## START Data section
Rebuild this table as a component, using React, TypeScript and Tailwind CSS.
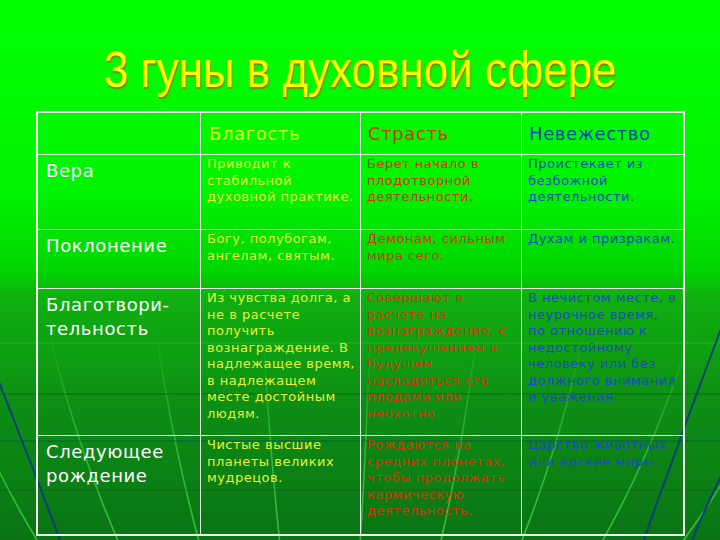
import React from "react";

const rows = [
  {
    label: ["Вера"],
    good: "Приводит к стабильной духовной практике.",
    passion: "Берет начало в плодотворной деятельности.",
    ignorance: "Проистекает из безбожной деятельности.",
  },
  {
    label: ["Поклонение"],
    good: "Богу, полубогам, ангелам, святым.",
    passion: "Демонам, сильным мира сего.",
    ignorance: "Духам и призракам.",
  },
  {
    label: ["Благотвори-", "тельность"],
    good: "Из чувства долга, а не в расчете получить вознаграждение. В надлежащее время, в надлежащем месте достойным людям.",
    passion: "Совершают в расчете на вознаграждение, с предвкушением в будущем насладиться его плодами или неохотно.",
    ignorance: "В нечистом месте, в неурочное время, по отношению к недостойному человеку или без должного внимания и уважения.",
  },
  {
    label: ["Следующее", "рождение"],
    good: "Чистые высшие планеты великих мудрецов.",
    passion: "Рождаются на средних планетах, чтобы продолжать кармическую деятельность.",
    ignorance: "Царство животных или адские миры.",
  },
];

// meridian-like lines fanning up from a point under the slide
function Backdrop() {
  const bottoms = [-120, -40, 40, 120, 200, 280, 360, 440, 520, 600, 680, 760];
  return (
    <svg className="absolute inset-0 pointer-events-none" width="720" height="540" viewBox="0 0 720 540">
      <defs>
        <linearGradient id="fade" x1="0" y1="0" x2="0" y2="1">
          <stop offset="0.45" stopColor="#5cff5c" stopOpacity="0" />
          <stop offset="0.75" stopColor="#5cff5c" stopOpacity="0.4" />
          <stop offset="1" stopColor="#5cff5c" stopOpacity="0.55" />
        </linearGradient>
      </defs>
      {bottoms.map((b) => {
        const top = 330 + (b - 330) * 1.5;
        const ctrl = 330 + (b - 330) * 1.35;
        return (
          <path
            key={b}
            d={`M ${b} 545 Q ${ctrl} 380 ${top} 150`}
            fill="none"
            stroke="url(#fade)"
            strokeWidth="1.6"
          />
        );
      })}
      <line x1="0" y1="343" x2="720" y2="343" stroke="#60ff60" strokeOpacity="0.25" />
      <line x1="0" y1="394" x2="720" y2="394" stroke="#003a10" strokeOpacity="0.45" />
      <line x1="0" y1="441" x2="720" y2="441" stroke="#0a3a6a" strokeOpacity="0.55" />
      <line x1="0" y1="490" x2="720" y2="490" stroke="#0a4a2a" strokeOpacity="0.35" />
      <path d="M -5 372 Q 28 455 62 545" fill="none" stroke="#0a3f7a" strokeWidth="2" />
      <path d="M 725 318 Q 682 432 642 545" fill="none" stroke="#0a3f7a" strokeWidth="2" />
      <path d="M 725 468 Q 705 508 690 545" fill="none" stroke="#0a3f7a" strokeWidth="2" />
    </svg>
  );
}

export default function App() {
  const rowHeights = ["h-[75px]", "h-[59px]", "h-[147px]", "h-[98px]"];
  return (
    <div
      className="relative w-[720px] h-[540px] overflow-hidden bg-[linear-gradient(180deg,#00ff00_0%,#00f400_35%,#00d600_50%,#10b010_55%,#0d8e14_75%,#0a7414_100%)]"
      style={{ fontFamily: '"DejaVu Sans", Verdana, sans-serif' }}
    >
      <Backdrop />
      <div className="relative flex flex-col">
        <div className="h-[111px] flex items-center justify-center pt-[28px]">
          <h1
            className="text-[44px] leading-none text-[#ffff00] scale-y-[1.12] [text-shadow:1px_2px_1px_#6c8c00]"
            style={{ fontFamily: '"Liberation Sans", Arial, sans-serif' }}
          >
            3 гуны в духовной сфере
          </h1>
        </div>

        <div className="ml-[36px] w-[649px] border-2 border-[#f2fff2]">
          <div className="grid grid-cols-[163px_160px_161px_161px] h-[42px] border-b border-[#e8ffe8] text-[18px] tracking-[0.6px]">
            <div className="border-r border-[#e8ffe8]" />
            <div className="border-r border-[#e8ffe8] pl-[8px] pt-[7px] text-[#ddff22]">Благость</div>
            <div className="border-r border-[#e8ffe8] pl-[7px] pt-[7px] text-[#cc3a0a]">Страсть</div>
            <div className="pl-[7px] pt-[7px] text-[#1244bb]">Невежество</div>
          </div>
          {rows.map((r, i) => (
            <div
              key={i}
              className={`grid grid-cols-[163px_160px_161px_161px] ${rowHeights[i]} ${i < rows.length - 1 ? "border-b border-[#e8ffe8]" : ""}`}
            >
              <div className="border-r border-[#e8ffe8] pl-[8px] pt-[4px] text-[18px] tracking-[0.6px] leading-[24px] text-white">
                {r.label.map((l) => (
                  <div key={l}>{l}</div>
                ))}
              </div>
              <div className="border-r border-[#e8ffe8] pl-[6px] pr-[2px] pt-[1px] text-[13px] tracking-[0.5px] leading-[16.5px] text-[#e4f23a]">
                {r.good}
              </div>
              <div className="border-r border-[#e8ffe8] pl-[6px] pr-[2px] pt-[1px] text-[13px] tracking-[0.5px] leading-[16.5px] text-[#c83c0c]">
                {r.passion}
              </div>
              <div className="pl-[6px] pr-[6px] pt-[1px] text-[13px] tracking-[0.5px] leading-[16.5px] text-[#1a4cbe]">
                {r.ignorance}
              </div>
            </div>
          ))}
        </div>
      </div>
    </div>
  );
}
## END Data section
Your goal
Copy and report every line where the word "React" is present.

Reply
Rebuild this table as a component, using React, TypeScript and Tailwind CSS.
import React from "react";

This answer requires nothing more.